Completed in 1930 as a warehouse and wholesale center for department stores, the art deco structure later housed federal government offices during World War II before the sale to the Kennedys. It was the world’s largest building by square feet when it opened.

Vornado has gradually shifted large blocks of the building from showrooms to modern offices, although some showrooms and large design events still call the 25-story building home

The 95-year-old building has nearly 3.7 million square feet of rentable space, with large office tenants including Conagra Brands, Motorola Mobility, Medline, Braintree, Allstate and IPG. The property is just under 80% leased, according to CoStar data.

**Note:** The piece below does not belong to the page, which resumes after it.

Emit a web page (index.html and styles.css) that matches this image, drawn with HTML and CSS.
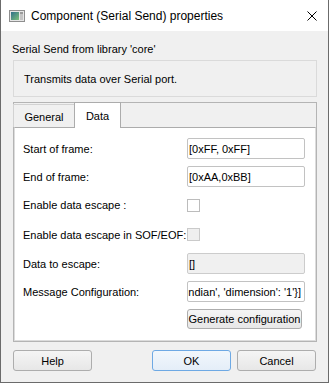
FILE: index.html
```html
<!DOCTYPE html>
<html>
<head>
<meta charset="utf-8">
<link rel="stylesheet" href="styles.css">
</head>
<body>
<div class="window">
  <div class="titlebar">
    <svg class="app-icon" width="16" height="12" viewBox="0 0 16 12">
      <defs>
        <linearGradient id="ig" x1="0" y1="0" x2="1" y2="1">
          <stop offset="0" stop-color="#2f6f8a"/>
          <stop offset="1" stop-color="#7cc07a"/>
        </linearGradient>
      </defs>
      <rect x="0.5" y="0.5" width="15" height="11" fill="#e6e6e6" stroke="#8e8e8e"/>
      <rect x="2" y="2" width="8" height="8" fill="url(#ig)"/>
      <rect x="11" y="2" width="3" height="8" fill="#c4c4c4"/>
      <rect x="11" y="2" width="3" height="2" fill="#9a9a9a"/>
    </svg>
    <span class="title">Component (Serial Send) properties</span>
    <svg class="close" width="10" height="10" viewBox="0 0 10 10">
      <path d="M0.5 0.5 L9.5 9.5 M9.5 0.5 L0.5 9.5" stroke="#000" stroke-width="1"/>
    </svg>
  </div>
  <div class="content">
    <div class="lib">Serial Send from library 'core'</div>
    <div class="desc">Transmits data over Serial port.</div>
    <div class="frame">
      <div class="tabs">
        <div class="tab">General</div>
        <div class="tab active">Data</div>
      </div>
      <div class="pane">
        <div class="form">
          <div class="label">Start of frame:</div>
          <div class="field">[0xFF, 0xFF]</div>
          <div class="label">End of frame:</div>
          <div class="field">[0xAA,0xBB]</div>
          <div class="label">Enable data escape :</div>
          <div class="cell"><div class="check"></div></div>
          <div class="label">Enable data escape in SOF/EOF:</div>
          <div class="cell"><div class="check disabled"></div></div>
          <div class="label">Data to escape:</div>
          <div class="field disabled">[]</div>
          <div class="label">Message Configuration:</div>
          <div class="field scrolled"><span class="cut"></span><span>ndian', 'dimension': '1'}]</span></div>
          <div class="label"></div>
          <div class="btn gen">Generate configuration</div>
        </div>
      </div>
    </div>
    <div class="buttons">
      <div class="btn dlg">Help</div>
      <div class="btn dlg ok">OK</div>
      <div class="btn dlg cancel">Cancel</div>
    </div>
  </div>
</div>
</body>
</html>
```
FILE: styles.css
```css
body {
  margin: 0;
  background: #ffffff;
}

.window {
  width: 329px;
  height: 383px;
  box-sizing: border-box;
  border: 1px solid #6b6b6b;
  border-top: none;
  background: #f0f0f0;
  display: flex;
  flex-direction: column;
  font-family: "Liberation Sans", Arial, sans-serif;
  font-size: 11px;
  color: #000;
}

.titlebar {
  height: 31px;
  flex: none;
  background: #ffffff;
  display: flex;
  align-items: center;
  padding: 0 11px 0 8px;
}

.app-icon {
  flex: none;
  margin-right: 6px;
  margin-top: 1px;
}

.title {
  flex: 1;
  font-size: 12px;
  white-space: nowrap;
}

.close {
  flex: none;
  margin-top: 1px;
}

.content {
  flex: 1;
  display: flex;
  flex-direction: column;
  padding: 12px 11px 11px 12px;
}

.lib {
  line-height: 13px;
  margin-left: -1px;
}

.desc {
  margin-top: 4px;
  height: 37px;
  box-sizing: border-box;
  border: 1px solid #dadada;
  padding-left: 10px;
  display: flex;
  align-items: center;
}

.frame {
  margin-top: 5px;
  height: 240px;
  box-sizing: border-box;
  border: 1px solid #b4b4b4;
  display: flex;
  flex-direction: column;
}

.tabs {
  height: 24px;
  flex: none;
  display: flex;
  align-items: flex-end;
}

.tab {
  box-sizing: border-box;
  height: 23px;
  border: 1px solid #d2d2d2;
  border-bottom: none;
  background: #f0f0f0;
  display: flex;
  align-items: center;
  justify-content: center;
  padding-top: 2px;
  width: 62px;
  margin-left: -1px;
}

.tab.active {
  width: 47px;
  height: 26px;
  margin-top: -1px;
  margin-bottom: -1px;
  padding-bottom: 1px;
  background: #ffffff;
  border-color: #acacac;
  position: relative;
  z-index: 1;
}

.pane {
  flex: 1;
  background: #ffffff;
  border: 1px solid #dcdcdc;
  border-top: 1px solid #acacac;
}

.form {
  display: grid;
  grid-template-columns: 1fr 118px;
  grid-template-rows: 21px 21px 22px 23px 21px 21px 20px;
  row-gap: 7px;
  padding: 10px 10px 0 8px;
}

.label {
  display: flex;
  align-items: center;
  white-space: nowrap;
}

.cell {
  display: flex;
  align-items: center;
}

.field {
  box-sizing: border-box;
  height: 21px;
  border: 1px solid #c2c2c2;
  border-radius: 2px;
  background: #ffffff;
  padding-left: 1px;
  display: flex;
  align-items: center;
  white-space: nowrap;
  overflow: hidden;
}

.field.disabled {
  background: #f0f0f0;
  border-color: #cccccc;
}

.field.scrolled {
  justify-content: flex-end;
  padding-right: 3px;
}

.field.scrolled .cut {
  width: 1px;
  height: 5px;
  background: #555;
  margin-top: 2px;
  margin-right: auto;
}

.check {
  width: 13px;
  height: 13px;
  box-sizing: border-box;
  border: 1px solid #bcbcbc;
  background: #ffffff;
}

.check.disabled {
  background: #efefef;
  border-color: #cacaca;
}

.btn {
  box-sizing: border-box;
  border: 1px solid #adadad;
  border-radius: 3px;
  background: linear-gradient(#f5f5f5, #e7e7e7);
  display: flex;
  align-items: center;
  justify-content: center;
  white-space: nowrap;
}

.btn.gen {
  width: 115px;
  height: 20px;
}

.buttons {
  margin-top: 8px;
  height: 21px;
  display: flex;
  padding-right: 1px;
}

.btn.dlg {
  width: 79px;
  height: 21px;
}

.btn.ok {
  margin-left: auto;
  margin-right: 6px;
  border-color: #6ea9e4;
  background: linear-gradient(#f2f7fc, #e4eef8);
}
```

In 2023, Vornado completed a major renovation project featuring a reconfigured outdoor plaza overlooking the Chicago River, and new fitness, lounge, conference, retail and work areas.

Vornado in 2017 spun off its D.C. properties to create JBG Smith, with Vornado saying at the time it plans to “be a best-in-class, highly focused, New York-centric office and high street retail” REIT. Vornado in 2015 also separated its portfolio of strip malls, shopping centers and other properties in states including New Jersey and Pennsylvania as Urban Edge Properties.